Decline of the Print
- colorsupreme
- Feb 29, 2024
- 2 min read
I have always felt that printing was the necessary creative extension of a photographer. Every major photographer from the past including Ansel Adams, Edward Weston, Brett Weston, Minor White, George Tice, Paul Strand and many others all printed their own photographic work. That has changed with digital photography.
Photographic contests are a major contributor to this decline in printing. Very, very few contests accept a print as work to be judged. Just download the digital file and the judges will examine the digital file and judge it. There is a huge difference between a digital print and its physical representation on paper. The sheen, the depth of the image, the color and the contrast absolutely cannot be shown in a digital file print. The medium of photography is cheapened by this laziness of promoters of photography competitions. Have you ever seen a digital photograph of a painting and then actually see the painting? You cannot see the brush strokes, the deepening color and shadows of the painting. The photograph is a dead, barely a two dimensional representation of a creative work of art. Think of a digital image file strictly as a proof to the real beauty and quality of a photographic print.

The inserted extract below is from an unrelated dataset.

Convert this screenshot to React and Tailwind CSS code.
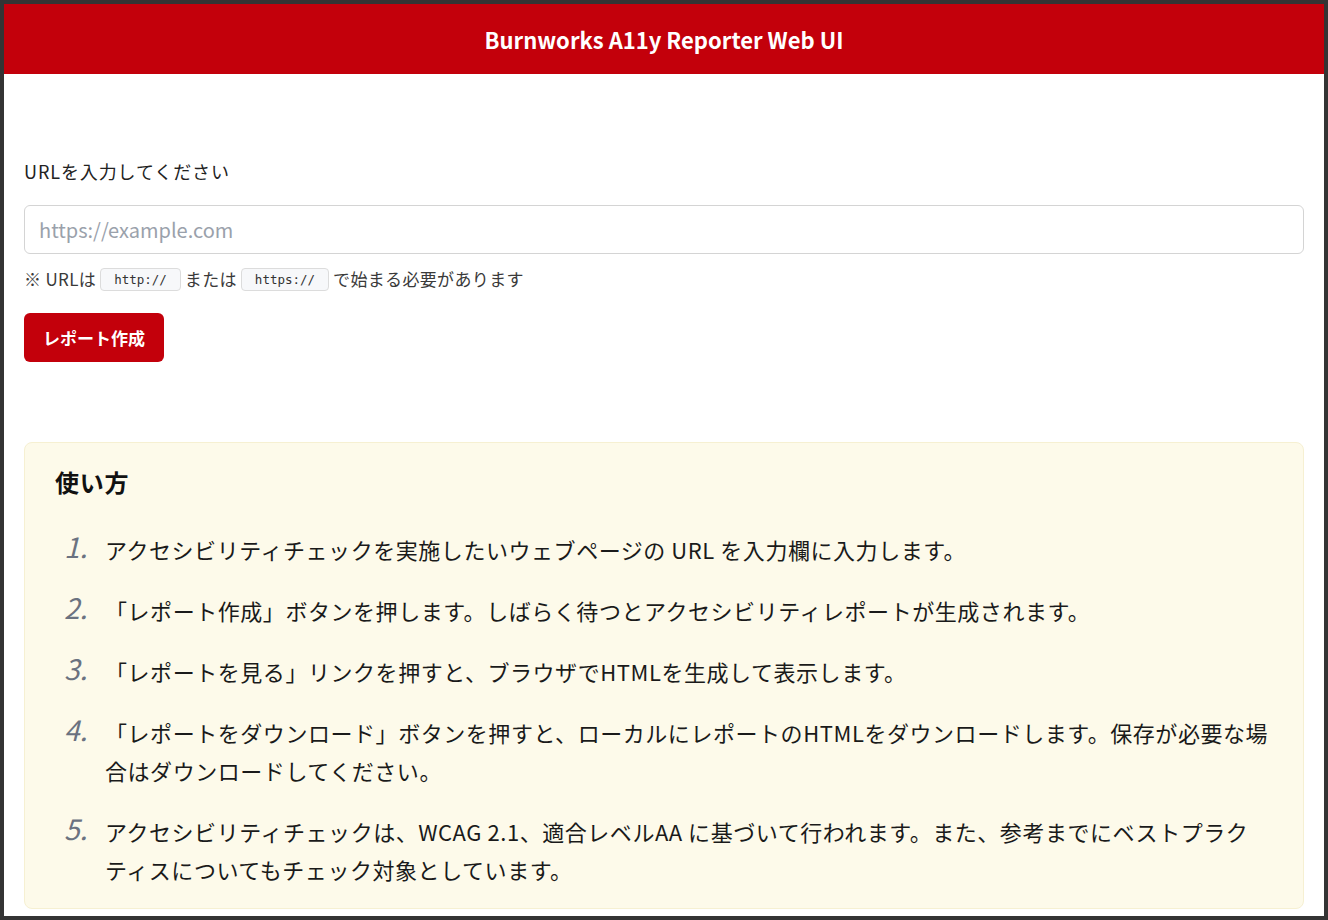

I will never understand photographers relegating their photographic images to somebody else to print. Even if the printer provides a proof before the final print, there is still a creative disconnect between the photographer and printer.
The photographer is losing the creative input in creating the image on print. Many creative opportunities would be lost in not printing your work. There are moments in the printing process where a different more creative way of printing your work could be discovered. Those moments cannot occur with someone else printing your work.
Print your work. Enjoy the creative discovery of what your digital proof can become. The feeling of creative accomplishment is immense in printing your work.